Con l’ulteriore devoluzione di competenze a livello locale (in particolare nei settori della salute, dell’educazione e della protezione sociale), della quale si sta discutendo nei negoziati sullo status a Vienna, le autorità locali dovranno far fronte a più responsabilità. Il processo di decentramento porterà a enormi cambiamenti.

Attualmente i governi locali si trovano ad affrontare procedure amministrative molto rigide. Spesso con personale non sufficentemente qualificato. Questo porta ad esempio e tempi molto lunghi nella stesura del budget annuale. E ad un gran dispendio di energie sia per i politici locali che per il personale amministrativo.

Poco il tempo che rimane per confrontarsi con i cittadini. La legge vigente prevede che i singoli comuni organizzino almeno due volte all’anno dibattiti pubblici con i propri cittadini. Ma le autorità spesso li considerano solo "la ciliegina sulla torta" e non uno strumento utile e necessario per impostare le proprie politiche.

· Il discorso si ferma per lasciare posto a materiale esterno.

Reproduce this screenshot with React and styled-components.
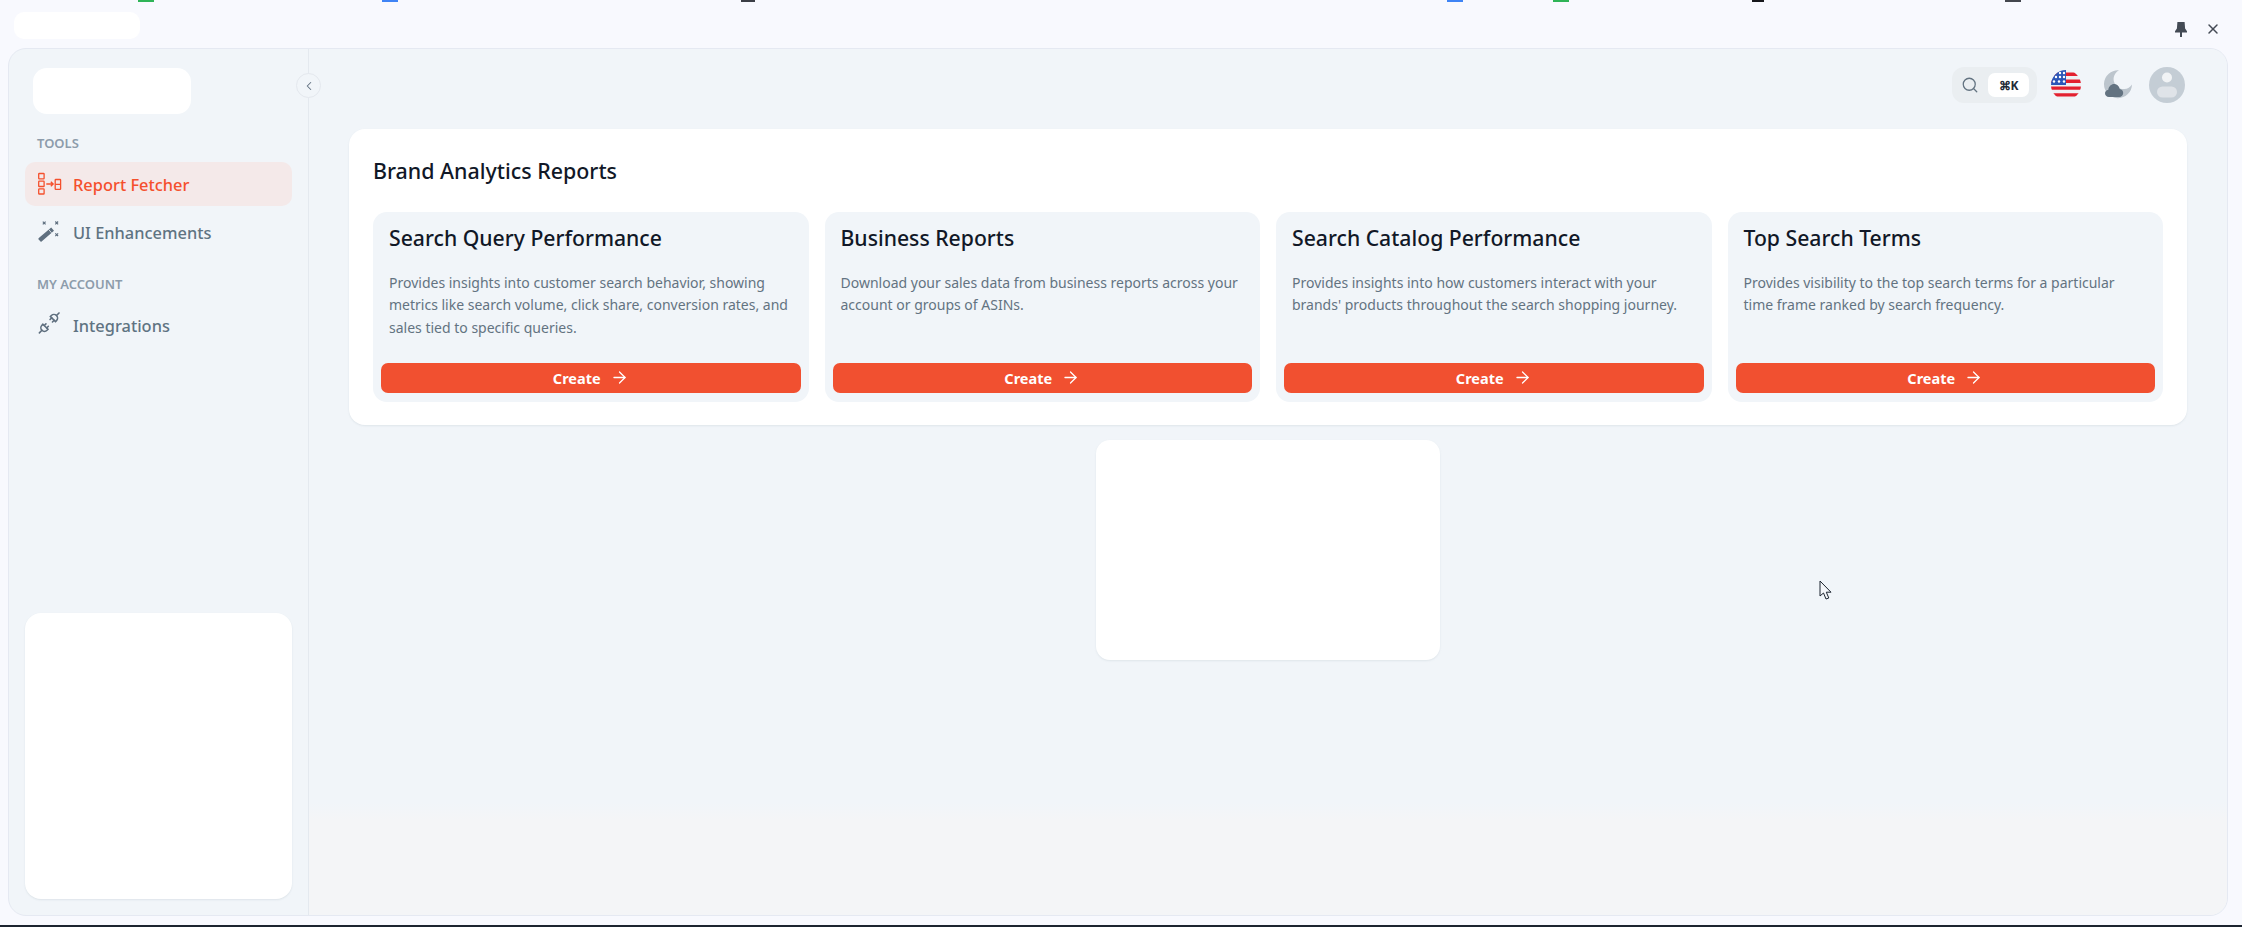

Non abituati a confronatrsi con i propri amministratori molti cittadini sono portati a credere che, anche riuscissero ad investire i propri rappresentanti di istanze, richieste, suggerimenti, queste ultime difficilmente verrebbero considerate.

Il Kosovo è una società dove il concetto di politiche impostate attraverso la partecipazione dal basso è del tutto nuovo. Il cittadino spesso non è considerato di per sé ma solo se è parte di un gruppo. Per farsi sentire ciascuno deve affiliarsi a un gruppo e adeguarsi a come quest’ultimo pensa, ragiona, lavora.

Spesso si ha la sensazione di essere arrivati ad una sorta di stallo. Perché un cittadino dovrebbe recarsi ad incontri pubblici se ritiene che la sua opinione non verrà considerata? E perché gli amministratori locali dovrebbero aprire le porte dei loro uffici se l’atteggiamento che si aspettano è unicamente quello di veder criticato il proprio lavoro?

Quando questo cambierà? Quando si diffonderà uno spirito più collaborativo? Forse quando i finanziamenti internazionali s’interromperanno? Quando il Kosovo riuscirà a raccogliere autonomamente le tasse (e non certo accontentandosi di entrate il cui 70% è costituito da tasse sull’import …)? Quando la questione dello status sarà risolta?

Molte ONG, associazioni, gruppi di pressione hanno fin dagli anni scorsi iniziato a stimolare il dibattito su varie questioni, tra le quali quella cruciale della partecipazione dei cittadini alla vita del Kosovo. Molti kosovari ritengono che tutto questo sia arrivato assieme alla comunità internazionale. Non hanno tutti i torti. Ciononostante sono questioni che debbono essere affrontate.

Vi è ancora molta strada però da percorrere prima che queste iniziative riescano a condizionare e influenzare la politica. Facendo partire dinamiche virtuose. Servono innanzitutto iniziative più consistenti e continuative, cosa che spesso manca anche perché questi "gruppi civici" spesso non sono disponibili ad attivarsi e promuovere iniziative "a gratis". Ma solo su sponsorizzazione internazionale.

La voce dei singoli cittadini potrebbe divenire più forte in seguito ad una riforma elettorale. Quando potrà dare il suo voto direttamente ad un candidato, quello che preferisce, e non, come accade ora, esclusivamente alla lista di partito. Forse in futuro la sua voce potrà almeno in parte discostarsi da quella ufficiale di LDK, PDK …. o qualcun altro.